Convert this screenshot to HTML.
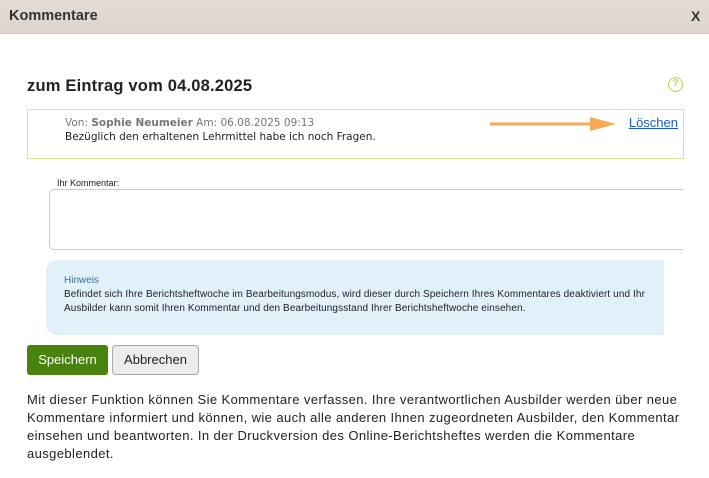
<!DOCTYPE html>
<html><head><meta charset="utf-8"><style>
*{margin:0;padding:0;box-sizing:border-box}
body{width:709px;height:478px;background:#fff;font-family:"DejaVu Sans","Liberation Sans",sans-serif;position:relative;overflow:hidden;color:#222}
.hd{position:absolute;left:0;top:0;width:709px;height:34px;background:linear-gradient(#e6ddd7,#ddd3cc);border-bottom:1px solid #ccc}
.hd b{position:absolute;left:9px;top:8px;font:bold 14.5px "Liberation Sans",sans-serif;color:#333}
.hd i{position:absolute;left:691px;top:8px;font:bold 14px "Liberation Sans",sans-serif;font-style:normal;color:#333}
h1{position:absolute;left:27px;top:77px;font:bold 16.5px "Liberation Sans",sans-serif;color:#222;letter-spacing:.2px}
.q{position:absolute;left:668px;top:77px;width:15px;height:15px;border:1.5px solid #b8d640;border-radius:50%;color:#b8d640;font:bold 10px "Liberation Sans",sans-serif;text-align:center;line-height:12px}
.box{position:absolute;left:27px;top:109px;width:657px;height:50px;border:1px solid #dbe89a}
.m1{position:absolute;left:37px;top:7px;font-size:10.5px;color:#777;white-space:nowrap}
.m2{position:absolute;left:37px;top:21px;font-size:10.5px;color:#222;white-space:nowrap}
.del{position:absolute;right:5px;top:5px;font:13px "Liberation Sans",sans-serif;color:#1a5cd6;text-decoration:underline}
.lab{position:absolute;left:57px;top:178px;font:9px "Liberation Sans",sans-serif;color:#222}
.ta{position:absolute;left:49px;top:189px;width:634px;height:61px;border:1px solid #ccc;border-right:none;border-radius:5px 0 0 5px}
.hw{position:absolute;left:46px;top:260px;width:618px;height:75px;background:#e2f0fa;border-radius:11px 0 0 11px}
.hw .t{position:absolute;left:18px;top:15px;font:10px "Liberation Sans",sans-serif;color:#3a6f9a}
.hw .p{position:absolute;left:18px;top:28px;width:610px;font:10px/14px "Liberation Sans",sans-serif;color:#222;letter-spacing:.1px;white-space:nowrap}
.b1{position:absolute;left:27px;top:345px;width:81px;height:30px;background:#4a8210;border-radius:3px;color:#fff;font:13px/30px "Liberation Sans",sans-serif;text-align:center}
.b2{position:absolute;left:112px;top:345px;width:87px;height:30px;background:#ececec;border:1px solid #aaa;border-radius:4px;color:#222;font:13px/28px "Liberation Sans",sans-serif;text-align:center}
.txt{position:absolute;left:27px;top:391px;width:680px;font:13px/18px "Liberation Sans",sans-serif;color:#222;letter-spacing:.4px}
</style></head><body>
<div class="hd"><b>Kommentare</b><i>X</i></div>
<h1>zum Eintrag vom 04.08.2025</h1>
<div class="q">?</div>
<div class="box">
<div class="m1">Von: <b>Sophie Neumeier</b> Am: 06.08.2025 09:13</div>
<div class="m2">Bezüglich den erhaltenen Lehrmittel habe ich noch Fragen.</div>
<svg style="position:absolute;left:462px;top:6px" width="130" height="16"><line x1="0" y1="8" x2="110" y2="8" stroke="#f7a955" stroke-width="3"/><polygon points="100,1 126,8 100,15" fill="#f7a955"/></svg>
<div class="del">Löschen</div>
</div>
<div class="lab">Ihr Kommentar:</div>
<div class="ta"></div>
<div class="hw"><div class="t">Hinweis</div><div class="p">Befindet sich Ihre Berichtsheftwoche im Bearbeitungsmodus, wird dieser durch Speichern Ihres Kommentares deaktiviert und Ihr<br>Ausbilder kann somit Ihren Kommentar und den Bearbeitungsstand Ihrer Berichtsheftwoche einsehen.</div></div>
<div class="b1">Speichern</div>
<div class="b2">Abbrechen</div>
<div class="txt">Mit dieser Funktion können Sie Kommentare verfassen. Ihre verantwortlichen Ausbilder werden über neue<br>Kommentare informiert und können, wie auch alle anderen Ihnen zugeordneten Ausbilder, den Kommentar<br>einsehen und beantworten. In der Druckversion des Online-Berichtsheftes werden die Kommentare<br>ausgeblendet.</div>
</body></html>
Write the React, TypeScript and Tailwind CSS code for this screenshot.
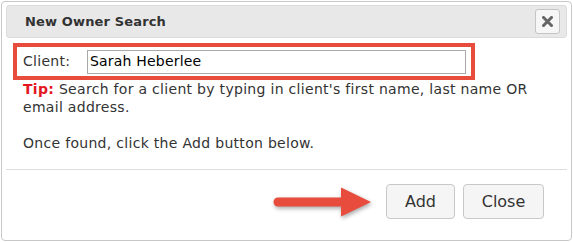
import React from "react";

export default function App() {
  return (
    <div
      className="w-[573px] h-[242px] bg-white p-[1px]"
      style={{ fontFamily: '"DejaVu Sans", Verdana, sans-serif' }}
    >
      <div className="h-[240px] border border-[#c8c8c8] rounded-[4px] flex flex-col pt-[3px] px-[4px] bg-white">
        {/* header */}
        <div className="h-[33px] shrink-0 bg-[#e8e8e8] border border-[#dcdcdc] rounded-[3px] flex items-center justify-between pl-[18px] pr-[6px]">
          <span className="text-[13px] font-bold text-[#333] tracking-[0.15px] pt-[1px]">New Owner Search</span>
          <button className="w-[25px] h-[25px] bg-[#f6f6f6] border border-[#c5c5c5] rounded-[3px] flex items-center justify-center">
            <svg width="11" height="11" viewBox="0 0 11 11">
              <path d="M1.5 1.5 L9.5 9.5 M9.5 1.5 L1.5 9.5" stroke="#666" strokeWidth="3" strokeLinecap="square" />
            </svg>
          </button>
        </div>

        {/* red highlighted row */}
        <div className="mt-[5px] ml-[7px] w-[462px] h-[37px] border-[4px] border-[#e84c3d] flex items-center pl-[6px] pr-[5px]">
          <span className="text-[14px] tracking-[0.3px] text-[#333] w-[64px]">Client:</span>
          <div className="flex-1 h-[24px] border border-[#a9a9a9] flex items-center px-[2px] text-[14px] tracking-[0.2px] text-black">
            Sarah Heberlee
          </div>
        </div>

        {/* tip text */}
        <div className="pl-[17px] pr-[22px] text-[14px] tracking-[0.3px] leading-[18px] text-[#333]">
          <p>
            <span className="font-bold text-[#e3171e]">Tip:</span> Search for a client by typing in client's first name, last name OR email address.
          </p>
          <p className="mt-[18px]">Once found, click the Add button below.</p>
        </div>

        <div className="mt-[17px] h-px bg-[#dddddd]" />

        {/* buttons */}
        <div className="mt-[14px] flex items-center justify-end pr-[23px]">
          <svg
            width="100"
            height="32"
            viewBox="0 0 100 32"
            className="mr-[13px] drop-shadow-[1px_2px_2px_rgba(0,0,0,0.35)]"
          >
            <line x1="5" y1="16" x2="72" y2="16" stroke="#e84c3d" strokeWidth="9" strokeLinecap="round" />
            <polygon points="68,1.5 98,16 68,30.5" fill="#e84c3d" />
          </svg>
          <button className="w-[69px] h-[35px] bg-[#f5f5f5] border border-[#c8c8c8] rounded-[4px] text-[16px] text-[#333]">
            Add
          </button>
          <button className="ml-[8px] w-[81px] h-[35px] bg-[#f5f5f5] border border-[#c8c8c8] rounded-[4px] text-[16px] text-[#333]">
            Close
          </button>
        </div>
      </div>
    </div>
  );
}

__WORK TO COMPLETE__. Write the entries above out in full, exactly, with no images.

__FINISHED TASK__.
Convert this screenshot to HTML.
<!DOCTYPE html>
<html><head><meta charset="utf-8"><style>
*{margin:0;padding:0;box-sizing:border-box}
body{width:709px;height:478px;background:#fff;font-family:"DejaVu Sans","Liberation Sans",sans-serif;position:relative;overflow:hidden;color:#222}
.hd{position:absolute;left:0;top:0;width:709px;height:34px;background:linear-gradient(#e6ddd7,#ddd3cc);border-bottom:1px solid #ccc}
.hd b{position:absolute;left:9px;top:8px;font:bold 14.5px "Liberation Sans",sans-serif;color:#333}
.hd i{position:absolute;left:691px;top:8px;font:bold 14px "Liberation Sans",sans-serif;font-style:normal;color:#333}
h1{position:absolute;left:27px;top:77px;font:bold 16.5px "Liberation Sans",sans-serif;color:#222;letter-spacing:.2px}
.q{position:absolute;left:668px;top:77px;width:15px;height:15px;border:1.5px solid #b8d640;border-radius:50%;color:#b8d640;font:bold 10px "Liberation Sans",sans-serif;text-align:center;line-height:12px}
.box{position:absolute;left:27px;top:109px;width:657px;height:50px;border:1px solid #dbe89a}
.m1{position:absolute;left:37px;top:7px;font-size:10.5px;color:#777;white-space:nowrap}
.m2{position:absolute;left:37px;top:21px;font-size:10.5px;color:#222;white-space:nowrap}
.del{position:absolute;right:5px;top:5px;font:13px "Liberation Sans",sans-serif;color:#1a5cd6;text-decoration:underline}
.lab{position:absolute;left:57px;top:178px;font:9px "Liberation Sans",sans-serif;color:#222}
.ta{position:absolute;left:49px;top:189px;width:634px;height:61px;border:1px solid #ccc;border-right:none;border-radius:5px 0 0 5px}
.hw{position:absolute;left:46px;top:260px;width:618px;height:75px;background:#e2f0fa;border-radius:11px 0 0 11px}
.hw .t{position:absolute;left:18px;top:15px;font:10px "Liberation Sans",sans-serif;color:#3a6f9a}
.hw .p{position:absolute;left:18px;top:28px;width:610px;font:10px/14px "Liberation Sans",sans-serif;color:#222;letter-spacing:.1px;white-space:nowrap}
.b1{position:absolute;left:27px;top:345px;width:81px;height:30px;background:#4a8210;border-radius:3px;color:#fff;font:13px/30px "Liberation Sans",sans-serif;text-align:center}
.b2{position:absolute;left:112px;top:345px;width:87px;height:30px;background:#ececec;border:1px solid #aaa;border-radius:4px;color:#222;font:13px/28px "Liberation Sans",sans-serif;text-align:center}
.txt{position:absolute;left:27px;top:391px;width:680px;font:13px/18px "Liberation Sans",sans-serif;color:#222;letter-spacing:.4px}
</style></head><body>
<div class="hd"><b>Kommentare</b><i>X</i></div>
<h1>zum Eintrag vom 04.08.2025</h1>
<div class="q">?</div>
<div class="box">
<div class="m1">Von: <b>Sophie Neumeier</b> Am: 06.08.2025 09:13</div>
<div class="m2">Bezüglich den erhaltenen Lehrmittel habe ich noch Fragen.</div>
<svg style="position:absolute;left:462px;top:6px" width="130" height="16"><line x1="0" y1="8" x2="110" y2="8" stroke="#f7a955" stroke-width="3"/><polygon points="100,1 126,8 100,15" fill="#f7a955"/></svg>
<div class="del">Löschen</div>
</div>
<div class="lab">Ihr Kommentar:</div>
<div class="ta"></div>
<div class="hw"><div class="t">Hinweis</div><div class="p">Befindet sich Ihre Berichtsheftwoche im Bearbeitungsmodus, wird dieser durch Speichern Ihres Kommentares deaktiviert und Ihr<br>Ausbilder kann somit Ihren Kommentar und den Bearbeitungsstand Ihrer Berichtsheftwoche einsehen.</div></div>
<div class="b1">Speichern</div>
<div class="b2">Abbrechen</div>
<div class="txt">Mit dieser Funktion können Sie Kommentare verfassen. Ihre verantwortlichen Ausbilder werden über neue<br>Kommentare informiert und können, wie auch alle anderen Ihnen zugeordneten Ausbilder, den Kommentar<br>einsehen und beantworten. In der Druckversion des Online-Berichtsheftes werden die Kommentare<br>ausgeblendet.</div>
</body></html>
Write the React, TypeScript and Tailwind CSS code for this screenshot.
import React from "react";

export default function App() {
  return (
    <div
      className="w-[573px] h-[242px] bg-white p-[1px]"
      style={{ fontFamily: '"DejaVu Sans", Verdana, sans-serif' }}
    >
      <div className="h-[240px] border border-[#c8c8c8] rounded-[4px] flex flex-col pt-[3px] px-[4px] bg-white">
        {/* header */}
        <div className="h-[33px] shrink-0 bg-[#e8e8e8] border border-[#dcdcdc] rounded-[3px] flex items-center justify-between pl-[18px] pr-[6px]">
          <span className="text-[13px] font-bold text-[#333] tracking-[0.15px] pt-[1px]">New Owner Search</span>
          <button className="w-[25px] h-[25px] bg-[#f6f6f6] border border-[#c5c5c5] rounded-[3px] flex items-center justify-center">
            <svg width="11" height="11" viewBox="0 0 11 11">
              <path d="M1.5 1.5 L9.5 9.5 M9.5 1.5 L1.5 9.5" stroke="#666" strokeWidth="3" strokeLinecap="square" />
            </svg>
          </button>
        </div>

        {/* red highlighted row */}
        <div className="mt-[5px] ml-[7px] w-[462px] h-[37px] border-[4px] border-[#e84c3d] flex items-center pl-[6px] pr-[5px]">
          <span className="text-[14px] tracking-[0.3px] text-[#333] w-[64px]">Client:</span>
          <div className="flex-1 h-[24px] border border-[#a9a9a9] flex items-center px-[2px] text-[14px] tracking-[0.2px] text-black">
            Sarah Heberlee
          </div>
        </div>

        {/* tip text */}
        <div className="pl-[17px] pr-[22px] text-[14px] tracking-[0.3px] leading-[18px] text-[#333]">
          <p>
            <span className="font-bold text-[#e3171e]">Tip:</span> Search for a client by typing in client's first name, last name OR email address.
          </p>
          <p className="mt-[18px]">Once found, click the Add button below.</p>
        </div>

        <div className="mt-[17px] h-px bg-[#dddddd]" />

        {/* buttons */}
        <div className="mt-[14px] flex items-center justify-end pr-[23px]">
          <svg
            width="100"
            height="32"
            viewBox="0 0 100 32"
            className="mr-[13px] drop-shadow-[1px_2px_2px_rgba(0,0,0,0.35)]"
          >
            <line x1="5" y1="16" x2="72" y2="16" stroke="#e84c3d" strokeWidth="9" strokeLinecap="round" />
            <polygon points="68,1.5 98,16 68,30.5" fill="#e84c3d" />
          </svg>
          <button className="w-[69px] h-[35px] bg-[#f5f5f5] border border-[#c8c8c8] rounded-[4px] text-[16px] text-[#333]">
            Add
          </button>
          <button className="ml-[8px] w-[81px] h-[35px] bg-[#f5f5f5] border border-[#c8c8c8] rounded-[4px] text-[16px] text-[#333]">
            Close
          </button>
        </div>
      </div>
    </div>
  );
}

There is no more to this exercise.